Open experience sale

Someone mentioned they wanted to sell for experience also, so anybody wants to
bring stuff by, it is open - just let me know in advance.


Joseph Franklyn McElroy
Cor[porat]e [Per]form[ance] Art[ist]

Comments

, joseph mcelroy

So my teasing is not ok, yours is? Perhaps I find yours as nasty as you find
mine. Perhaps the reason I bark is there is no such thing as innocent teasing
in public. Notice your sentence "somebody else (besides just me) had fun" - the
question, at the expense of which person?

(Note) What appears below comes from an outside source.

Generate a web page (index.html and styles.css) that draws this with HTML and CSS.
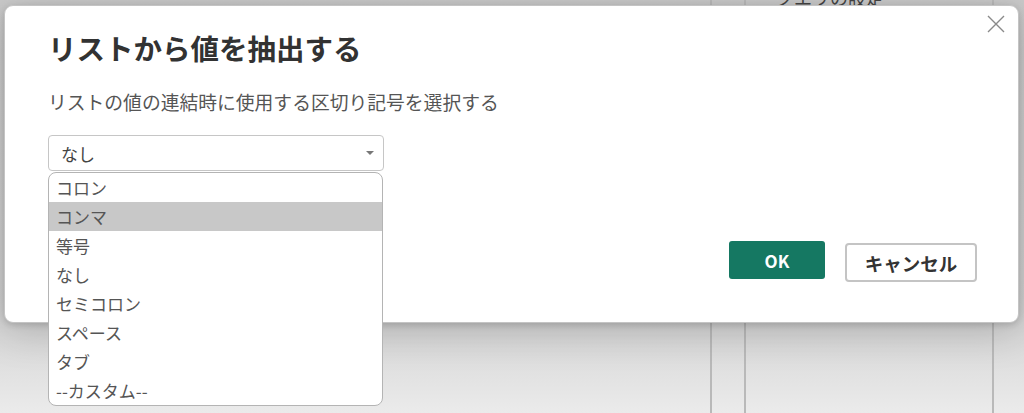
FILE: index.html
```html
<!DOCTYPE html>
<html lang="ja">
<head>
    <meta charset="UTF-8">
    <meta name="viewport" content="width=device-width, initial-scale=1.0">
    <title>リストから値を抽出する</title>
    <link rel="stylesheet" href="styles.css">
</head>
<body>

    <div class="app">
        <div class="pane pane-main"></div>
        <div class="pane pane-narrow"></div>
        <div class="pane pane-settings">
            <span class="pane-title">クエリの設定</span>
        </div>
        <div class="pane pane-edge"></div>
    </div>

    <div class="dialog">
        <button class="close-btn" aria-label="閉じる">
            <svg width="18" height="18" viewBox="0 0 18 18">
                <path d="M1 1 L17 17 M17 1 L1 17" stroke="#8a8a8a" stroke-width="1.4" fill="none"/>
            </svg>
        </button>

        <h1 class="dialog-title">リストから値を抽出する</h1>
        <p class="dialog-label">リストの値の連結時に使用する区切り記号を選択する</p>

        <div class="select-wrap">
            <div class="select">
                <span>なし</span>
                <span class="caret"></span>
            </div>
            <ul class="options">
                <li>コロン</li>
                <li class="active">コンマ</li>
                <li>等号</li>
                <li>なし</li>
                <li>セミコロン</li>
                <li>スペース</li>
                <li>タブ</li>
                <li>--カスタム--</li>
            </ul>
        </div>

        <div class="actions">
            <button class="btn btn-ok">OK</button>
            <button class="btn btn-cancel">キャンセル</button>
        </div>
    </div>

</body>
</html>
```

FILE: styles.css
```css
body {
    font-family: "Noto Sans CJK JP", "Noto Sans", sans-serif;
    margin: 0;
    padding: 0;
    width: 1024px;
    height: 413px;
    overflow: hidden;
    position: relative;
    background: linear-gradient(to bottom, #c9c9c9 0%, #d2d2d2 75%, #ebebeb 100%);
}

.app {
    display: flex;
    height: 413px;
}
.pane {
    height: 100%;
    box-sizing: border-box;
}
.pane-main {
    width: 710px;
}
.pane-narrow {
    width: 34px;
    border-left: 2px solid #b9b9b9;
}
.pane-settings {
    width: 250px;
    border-left: 2px solid #b9b9b9;
    border-right: 2px solid #b9b9b9;
    padding-left: 30px;
}
.pane-title {
    display: block;
    font-size: 18px;
    color: #444;
    margin-top: -16px;
}
.pane-edge {
    flex: 1;
}

.dialog {
    position: absolute;
    left: 4px;
    top: 5px;
    width: 1015px;
    height: 318px;
    box-sizing: border-box;
    background: white;
    border-radius: 9px;
    border: 1px solid #c4c4c4;
    box-shadow: 0 8px 40px rgba(0, 0, 0, 0.18), 0 2px 6px rgba(0, 0, 0, 0.15);
    padding: 24px 41px 0 43px;
}

.close-btn {
    position: absolute;
    top: 9px;
    right: 13px;
    background: none;
    border: none;
    padding: 0;
    width: 18px;
    height: 18px;
    cursor: pointer;
}

.dialog-title {
    margin: 0;
    font-size: 28.5px;
    font-weight: bold;
    color: #323232;
    line-height: 36px;
}

.dialog-label {
    margin: 22px 0 0;
    font-size: 18.8px;
    color: #555;
    line-height: 28px;
}

.select-wrap {
    position: relative;
    width: 336px;
    margin-top: 19px;
}
.select {
    height: 36px;
    box-sizing: border-box;
    border: 1.5px solid #c6c6c6;
    border-radius: 4px;
    display: flex;
    align-items: center;
    justify-content: space-between;
    padding: 0 9px 0 12px;
    font-size: 17px;
    color: #444;
}
.caret {
    width: 0;
    height: 0;
    border-left: 4px solid transparent;
    border-right: 4px solid transparent;
    border-top: 4px solid #777;
}

.options {
    position: absolute;
    left: 0;
    top: 37px;
    width: 335px;
    box-sizing: border-box;
    margin: 0;
    padding: 0;
    list-style: none;
    background: white;
    border: 1.5px solid #b4b4b4;
    border-radius: 8px;
    overflow: hidden;
    z-index: 10;
}
.options li {
    height: 29px;
    line-height: 29px;
    padding-left: 7px;
    font-size: 17px;
    color: #555;
}
.options li.active {
    background: #c8c8c8;
}

.actions {
    display: flex;
    justify-content: flex-end;
    gap: 20px;
    margin-top: 70px;
}
.btn {
    font-family: "Noto Sans CJK JP", "Noto Sans", sans-serif;
    font-weight: bold;
    cursor: pointer;
    box-sizing: border-box;
}
.btn-ok {
    width: 96px;
    height: 38px;
    background: #157862;
    color: white;
    border: none;
    border-radius: 3px;
    font-size: 17px;
}
.btn-cancel {
    width: 132px;
    height: 39px;
    margin-top: 2px;
    background: white;
    color: #333;
    border: 2px solid #c4c4c4;
    border-radius: 4px;
    font-size: 18.5px;
}
```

If your going to do some innocent teasing, then start out with a compliment and
a disclaimer like:

"Joseph, I think your experience sale is a clever idea, however, I think you
might find a little fun in this ditty I wrote because of all the promotion you
do"

As far as I can tell, you think I am an asshole. And from pretty much most of
your posts, you seem to think you are smarter then everybody. Which in my book,
makes you delusional. So why should I be nice to you?


Joseph Franklyn McElroy
Cor[porat]e [Per]form[ance] Art[ist]

, Plasma Studii

>Is that the best you can do? Your a sweet little man, but so inept
>at sarcasm.
>
>Thanks for the advertising.

ok now i'm curious. (different subject)
what's up?

sure i teased you, but hopefully somebody (besides just me) had fun.
but how come you always reply with something really nasty?
obviously, i'm not TOO heart-broken if you really don't like my
jokes. but it's not at all just me, in fact you bark at most folks
much worse.

just say "I don't like being teased."
no big deal.
or tease back. I don't care.
(if it's a good one though I'll laugh too)
but this ends up sounding like having a tense day every day.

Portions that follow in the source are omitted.